--- start ---

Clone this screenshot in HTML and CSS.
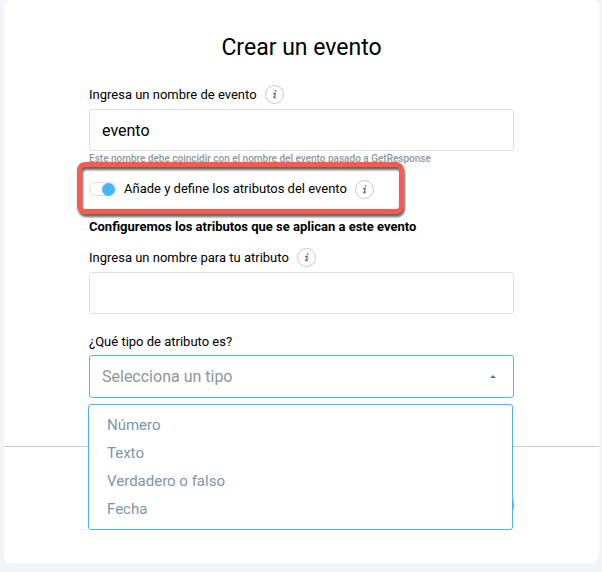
FILE: index.html
```html
<!DOCTYPE html>
<html lang="es">
<head>
    <meta charset="UTF-8">
    <meta name="viewport" content="width=device-width, initial-scale=1.0">
    <title>Crear un evento</title>
    <link rel="stylesheet" href="styles.css">
</head>
<body>

    <form class="card">
        <div class="card-body">
            <h1>Crear un evento</h1>

            <!-- Event name -->
            <div class="label-row">
                <label for="event-name">Ingresa un nombre de evento</label>
                <button type="button" class="info-btn" aria-label="Información">
                    <svg viewBox="0 0 19 19"><circle cx="9.5" cy="9.5" r="9"/><path d="M9.8 6h1.6M8 8.6h2.2L9.3 12.4h1.5M8 12.4h1.6"/></svg>
                </button>
            </div>
            <input type="text" class="text-input" id="event-name" value="evento">
            <p class="hint">Este nombre debe coincidir con el nombre del evento pasado a GetResponse</p>

            <!-- Attributes switch -->
            <div class="toggle-row">
                <input type="checkbox" class="switch" id="attributes" checked>
                <label for="attributes">Añade y define los atributos del evento</label>
                <button type="button" class="info-btn" aria-label="Información">
                    <svg viewBox="0 0 19 19"><circle cx="9.5" cy="9.5" r="9"/><path d="M9.8 6h1.6M8 8.6h2.2L9.3 12.4h1.5M8 12.4h1.6"/></svg>
                </button>
            </div>

            <h2>Configuremos los atributos que se aplican a este evento</h2>

            <!-- Attribute name -->
            <div class="label-row">
                <label for="attribute-name">Ingresa un nombre para tu atributo</label>
                <button type="button" class="info-btn" aria-label="Información">
                    <svg viewBox="0 0 19 19"><circle cx="9.5" cy="9.5" r="9"/><path d="M9.8 6h1.6M8 8.6h2.2L9.3 12.4h1.5M8 12.4h1.6"/></svg>
                </button>
            </div>
            <input type="text" class="text-input" id="attribute-name">

            <!-- Attribute type -->
            <div class="label-row type-label">
                <label for="attribute-type">¿Qué tipo de atributo es?</label>
            </div>
            <div class="select-box">
                <select id="attribute-type">
                    <option>Selecciona un tipo</option>
                </select>
                <svg class="arrow" viewBox="0 0 6 3"><path d="M0 3L3 0L6 3z"/></svg>
                <ul class="menu">
                    <li><button type="button">Número</button></li>
                    <li><button type="button">Texto</button></li>
                    <li><button type="button">Verdadero o falso</button></li>
                    <li><button type="button">Fecha</button></li>
                </ul>
            </div>
        </div>

        <div class="card-footer">
            <button type="submit" class="submit-btn" aria-label="Crear"></button>
        </div>
    </form>

</body>
</html>
```
FILE: styles.css
```css
* {
    margin: 0;
    padding: 0;
    box-sizing: border-box;
}

body {
    font-family: Roboto, "Liberation Sans", sans-serif;
    font-size: 13px;
    line-height: 20px;
    color: #000;
    background-color: #f3f4f8;
    padding: 0 3px 9px 4px;
}

button,
input,
select {
    font: inherit;
}

.card {
    background-color: #fff;
    border-radius: 8px;
}

.card-body {
    padding: 34px 85px 48px;
    border-bottom: 1px solid #c9c9c9;
}

h1 {
    font-size: 23px;
    line-height: 28px;
    font-weight: 400;
    text-align: center;
    margin-bottom: 23px;
}

h2 {
    font-size: 13px;
    line-height: 16px;
    font-weight: 700;
    margin: 20px 0 13px;
}

/* Labels and info icons */
.label-row {
    display: flex;
    gap: 8px;
    margin-bottom: 4px;
}

.type-label {
    margin: 18px 0 3px;
}

.info-btn {
    width: 19px;
    height: 19px;
    border: none;
    background: none;
    cursor: pointer;
}

.info-btn svg {
    display: block;
    fill: none;
}

.info-btn circle {
    stroke: #c6c9cc;
}

.info-btn path {
    stroke: #5f7f99;
    stroke-width: 1.5;
}

/* Text boxes */
.text-input {
    display: block;
    width: 100%;
    height: 42px;
    padding: 0 12px;
    font-size: 16px;
    background-color: #fff;
    border: 1px solid #dedfe0;
    border-radius: 3px;
}

.hint {
    font-size: 10px;
    line-height: 16px;
    font-weight: 500;
    color: #8e979f;
}

/* Switch row with its highlight frame */
.toggle-row {
    display: flex;
    align-items: center;
    gap: 8px;
    position: relative;
    width: fit-content;
    margin-top: 12px;
}

.toggle-row::after {
    content: "";
    position: absolute;
    inset: -17px -30px -15px -12px;
    border: 5px solid #fd5a4c;
    border-radius: 8px;
    filter: drop-shadow(1px 3px 1px rgba(0, 0, 0, 0.6));
    pointer-events: none;
}

.switch {
    appearance: none;
    width: 27px;
    height: 14px;
    border: 1px solid #dedfe0;
    border-radius: 7px;
    background-color: #fff;
    cursor: pointer;
}

.switch::before {
    content: "";
    display: block;
    width: 13px;
    height: 13px;
    border-radius: 50%;
    background-color: #c6c9cc;
}

.switch:checked::before {
    margin-left: auto;
    background-color: #43b6fd;
}

/* Drop-down */
.select-box {
    position: relative;
}

.select-box select {
    appearance: none;
    display: block;
    width: 100%;
    height: 43px;
    padding: 0 12px;
    font-size: 16px;
    color: #8e959b;
    background-color: #fff;
    border: 1px solid #43b6fd;
    border-radius: 3px;
}

.arrow {
    position: absolute;
    top: 20px;
    right: 18px;
    width: 6px;
    height: 3px;
    fill: #5f7383;
}

.menu {
    position: absolute;
    top: 49px;
    left: -1px;
    width: 100%;
    padding: 6px 0;
    list-style: none;
    background-color: #fff;
    border: 1px solid #43b6fd;
    border-radius: 3px;
}

.menu button {
    display: block;
    width: 100%;
    padding: 4px 18px;
    font-size: 15px;
    text-align: left;
    color: #7d95a8;
    background: none;
    border: none;
    cursor: pointer;
}

.menu button:hover {
    background-color: #f3f4f8;
}

.card-footer {
    display: flex;
    justify-content: flex-end;
    padding: 38px 85px;
}

.submit-btn {
    width: 120px;
    height: 40px;
    border: none;
    border-radius: 20px;
    background-color: #43b6fd;
    cursor: pointer;
}
```
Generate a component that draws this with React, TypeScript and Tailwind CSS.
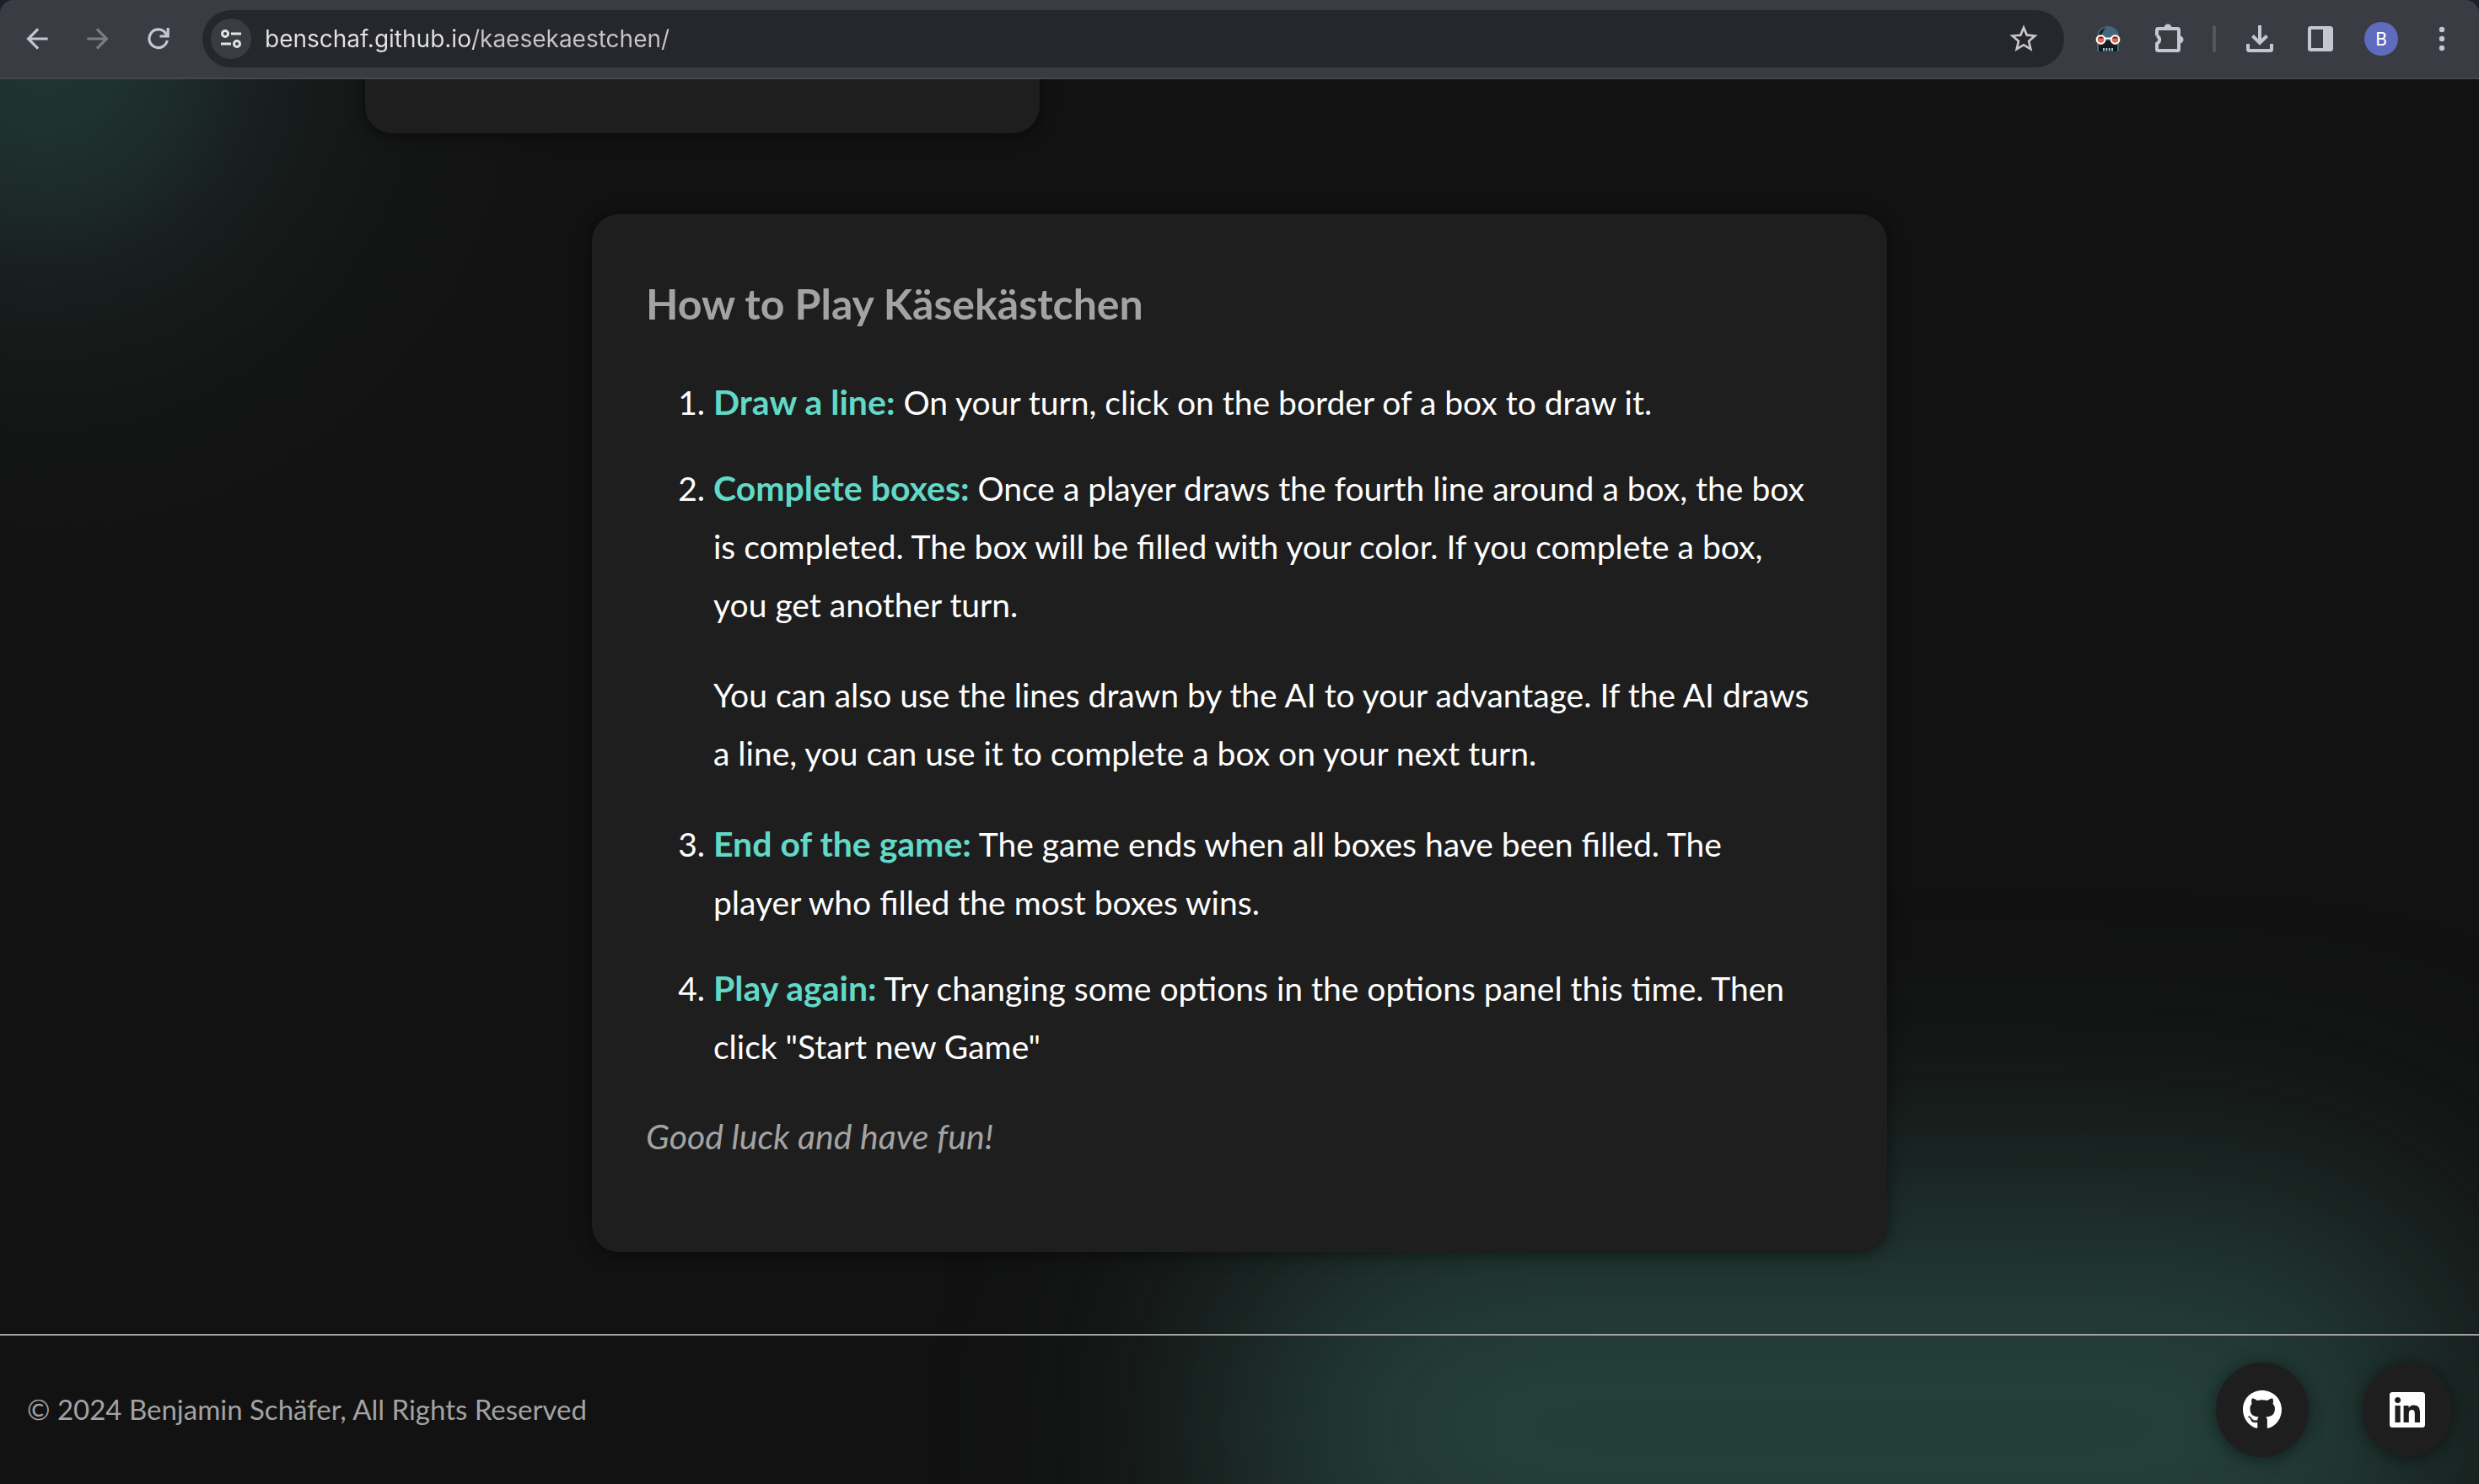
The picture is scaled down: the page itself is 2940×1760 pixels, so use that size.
import { FaGithub, FaLinkedin } from "react-icons/fa";
import { MdArrowBack, MdArrowForward, MdStarBorder } from "react-icons/md";
import type { ReactNode } from "react";

function ReloadIcon() {
  return (
    <svg viewBox="0 0 26 26" className="size-[26px]" fill="none" stroke="currentColor" strokeWidth="3.2">
      <path d="M23.3 15A10.8 10.8 0 1 1 21.5 6.4L24 9.5" />
      <path d="M24.2 0v10H14.5" />
      <path d="M19 7l5-1v4z" fill="currentColor" stroke="none" />
    </svg>
  );
}

function SiteInfoIcon() {
  return (
    <svg viewBox="0 0 24 24" className="size-6" fill="none" stroke="#e3e3e3" strokeWidth="3">
      <circle cx="5" cy="6" r="3.5" />
      <path d="M12 6h12M0 18h12" />
      <circle cx="19" cy="18" r="3.5" />
    </svg>
  );
}

function SkullIcon() {
  return (
    <svg viewBox="0 0 32 30" className="h-[30px] w-8">
      <path d="M3 13C3 5 9 0 16 0s13 5 13 13v17H3z" fill="#41697a" />
      <path d="M5 12C5 6 9 3 14 2 11 4 9 7 8.500 12z" fill="#121a22" />
      <path d="M5 17h22v13H5z" fill="#141b22" />
      <circle cx="7.500" cy="16" r="6.400" fill="#e0694a" opacity="0.4" />
      <circle cx="24.500" cy="16" r="6.400" fill="#e0694a" opacity="0.4" />
      <circle cx="7.500" cy="16" r="4.800" fill="#df6c50" stroke="#fff" strokeWidth="2" />
      <circle cx="24.500" cy="16" r="4.800" fill="#df6c50" stroke="#fff" strokeWidth="2" />
      <path d="M4 14.500a4 4 0 0 1 7 0zM21 14.500a4 4 0 0 1 7 0z" fill="#4a2f30" />
      <path d="M12 14.500h8" stroke="#fff" strokeWidth="2" />
      <path d="M11 26v3.500M14.300 26v3.500M17.600 26v3.500M21 26v3.500" stroke="#a5d4dc" strokeWidth="1.800" />
    </svg>
  );
}

function PuzzleIcon() {
  return (
    <svg viewBox="-1 1 36 36" className="size-9" fill="none" stroke="currentColor" strokeWidth="4">
      <path d="M3 15V8.500Q3 7 4.500 7H27.500Q29 7 29 8.500V31.500Q29 33 27.500 33H4.500Q3 33 3 31.500V25A5.200 5.200 0 0 0 3 15Z" strokeLinejoin="round" stroke="none" />
      <path d="M3 15.500V8.500Q3 7 4.500 7H27.500Q29 7 29 8.500V31.500Q29 33 27.500 33H4.500Q3 33 3 31.500V24.500A4.800 4.800 0 0 0 3 15.500" strokeLinejoin="round" />
      <path d="M11.500 6a4.500 4.500 0 0 1 9 0zM30 15.500a4.500 4.500 0 0 1 0 9z" fill="currentColor" stroke="none" />
    </svg>
  );
}

function DownloadIcon() {
  return (
    <svg viewBox="0 0 32 32" className="size-8" fill="none" stroke="currentColor" strokeWidth="4">
      <path d="M16 0v20M7.500 12.500l8.500 8.500 8.500-8.500" />
      <path d="M2 22v6.500Q2 30 3.500 30h25Q30 30 30 28.500V22" />
    </svg>
  );
}

function SidePanelIcon() {
  return (
    <svg viewBox="0 0 30 30" className="size-[30px]">
      <rect x="2" y="2" width="26" height="26" rx="1.500" fill="none" stroke="currentColor" strokeWidth="4" />
      <path d="M18 2h10v26H18z" fill="currentColor" />
    </svg>
  );
}

function MenuIcon() {
  return (
    <svg viewBox="0 0 8 30" className="h-[30px] w-2" fill="currentColor">
      <circle cx="4" cy="4" r="3.200" />
      <circle cx="4" cy="15" r="3.200" />
      <circle cx="4" cy="26" r="3.200" />
    </svg>
  );
}

function ToolButton({ label, children }: { label: string; children: ReactNode }) {
  return (
    <button aria-label={label} className="flex size-10 items-center justify-center">
      {children}
    </button>
  );
}

const steps = [
  { title: "Draw a line:", text: "On your turn, click on the border of a box to draw it." },
  {
    title: "Complete boxes:",
    text: "Once a player draws the fourth line around a box, the box is completed. The box will be filled with your color. If you complete a box,\nyou get another turn.",
    extra:
      "You can also use the lines drawn by the AI to your advantage. If the AI draws a line, you can use it to complete a box on your next turn.",
  },
  { title: "End of the game:", text: "The game ends when all boxes have been filled. The\nplayer who filled the most boxes wins." },
  { title: "Play again:", text: 'Try changing some options in the options panel this time. Then click "Start new Game"' },
];

export default function App() {
  return (
    <div className="flex min-h-screen flex-col bg-[#121212] font-['Lato',sans-serif] text-white">
      <div className="bg-[#1c1e2a]">
        <header className="flex h-[94px] items-center rounded-t-2xl border-b-2 border-[#474747] bg-[#3a3c44] px-6 text-[#c4c7d0]">
          <div className="flex items-center gap-8">
            <ToolButton label="Back"><MdArrowBack className="size-[38px]" /></ToolButton>
            <ToolButton label="Forward"><MdArrowForward className="size-[38px] text-[#7d7d80]" /></ToolButton>
            <ToolButton label="Reload"><ReloadIcon /></ToolButton>
          </div>
          <div className="ml-8 flex h-[68px] flex-1 items-center rounded-full bg-[#26272c] pr-7 pl-[10px]">
            <button aria-label="Site information" className="flex size-12 items-center justify-center rounded-full bg-[#3a3c44]">
              <SiteInfoIcon />
            </button>
            <input
              aria-label="Address"
              defaultValue="benschaf.github.io/kaesekaestchen/"
              className="ml-4 min-w-0 flex-1 bg-linear-to-r from-[#e3e3e3] from-[248px] to-[#c7c7c7] to-[248px] bg-clip-text font-['Inter',sans-serif] text-[28px] text-transparent outline-none"
            />
            <button aria-label="Bookmark" className="text-[#c7c7c7]"><MdStarBorder className="size-10" /></button>
          </div>
          <div className="ml-8 flex items-center gap-8">
            <ToolButton label="Skull extension"><SkullIcon /></ToolButton>
            <ToolButton label="Extensions"><PuzzleIcon /></ToolButton>
            <span className="h-8 w-1 rounded-full bg-[#55575e]" />
            <ToolButton label="Downloads"><DownloadIcon /></ToolButton>
            <ToolButton label="Side panel"><SidePanelIcon /></ToolButton>
            <button aria-label="Profile" className="size-10 rounded-full bg-[#5f6bbd] font-['Roboto',sans-serif] text-[22px] text-white">B</button>
            <ToolButton label="Menu"><MenuIcon /></ToolButton>
          </div>
        </header>
      </div>
      <div className="relative isolate flex flex-1 flex-col overflow-hidden bg-[radial-gradient(circle_620px_at_50px_-30px,#1f352f,#1f332e_12%,#1c2b28_27%,#181f1f_42%,#151918_57%,#131514_75%,#121212)]">
        <div className="absolute right-5 -bottom-[210px] -z-10 h-[555px] w-1/2 rounded-[240px] bg-[#25413b] blur-[150px]" />
        <main className="flex flex-1 flex-col gap-24 pb-24">
          <div className="-mt-8 ml-[433px] h-24 w-[800px] rounded-b-4xl bg-[#1e1e1e] shadow-[0_2px_20px_rgba(0,0,0,0.5)]" />
          <section className="mx-auto w-full max-w-[1536px] rounded-4xl bg-[#1e1e1e] px-16 pt-16 pb-[103px] shadow-[0_2px_20px_rgba(0,0,0,0.5)]">
            <h1 className="text-[50px] leading-[84px] font-bold text-[#a3a3a3]">How to Play Käsekästchen</h1>
            <ol className="mt-10 flex list-decimal flex-col gap-8 pl-20 text-[39px] leading-[69px]">
              {steps.map((s) => (
                <li key={s.title} className="whitespace-pre-line">
                  <strong className="text-[41px] text-[#62d9c7]">{s.title}</strong> {s.text}
                  {s.extra && <p className="mt-[38px] mb-[6px]">{s.extra}</p>}
                </li>
              ))}
            </ol>
            <p className="mt-[37px] text-[41px] leading-[69px] text-[#a3a3a3] italic">Good luck and have fun!</p>
          </section>
        </main>
        <footer className="flex items-center border-t-2 border-[#a3a3a3] p-8">
          <p className="flex-1 text-[33px] text-[#a3a3a3]">© 2024 Benjamin Schäfer, All Rights Reserved</p>
          <div className="flex gap-16">
            <a href="#github" aria-label="GitHub" className="rounded-[50%] bg-[#1e1e1e] p-8 shadow-[0_2px_20px_rgba(0,0,0,0.5)]"><FaGithub className="h-12 w-[46px]" /></a>
            <a href="#linkedin" aria-label="LinkedIn" className="rounded-[50%] bg-[#1e1e1e] p-8 shadow-[0_2px_20px_rgba(0,0,0,0.5)]"><FaLinkedin className="h-12 w-[42px]" /></a>
          </div>
        </footer>
      </div>
    </div>
  );
}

--- end ---

Requirements: Return each line of the data that contains the string "draws".

Written reply:
Generate a component that draws this with React, TypeScript and Tailwind CSS.
    text: "Once a player draws the fourth line around a box, the box is completed. The box will be filled with your color. If you complete a box,\nyou get another turn.",
      "You can also use the lines drawn by the AI to your advantage. If the AI draws a line, you can use it to complete a box on your next turn.",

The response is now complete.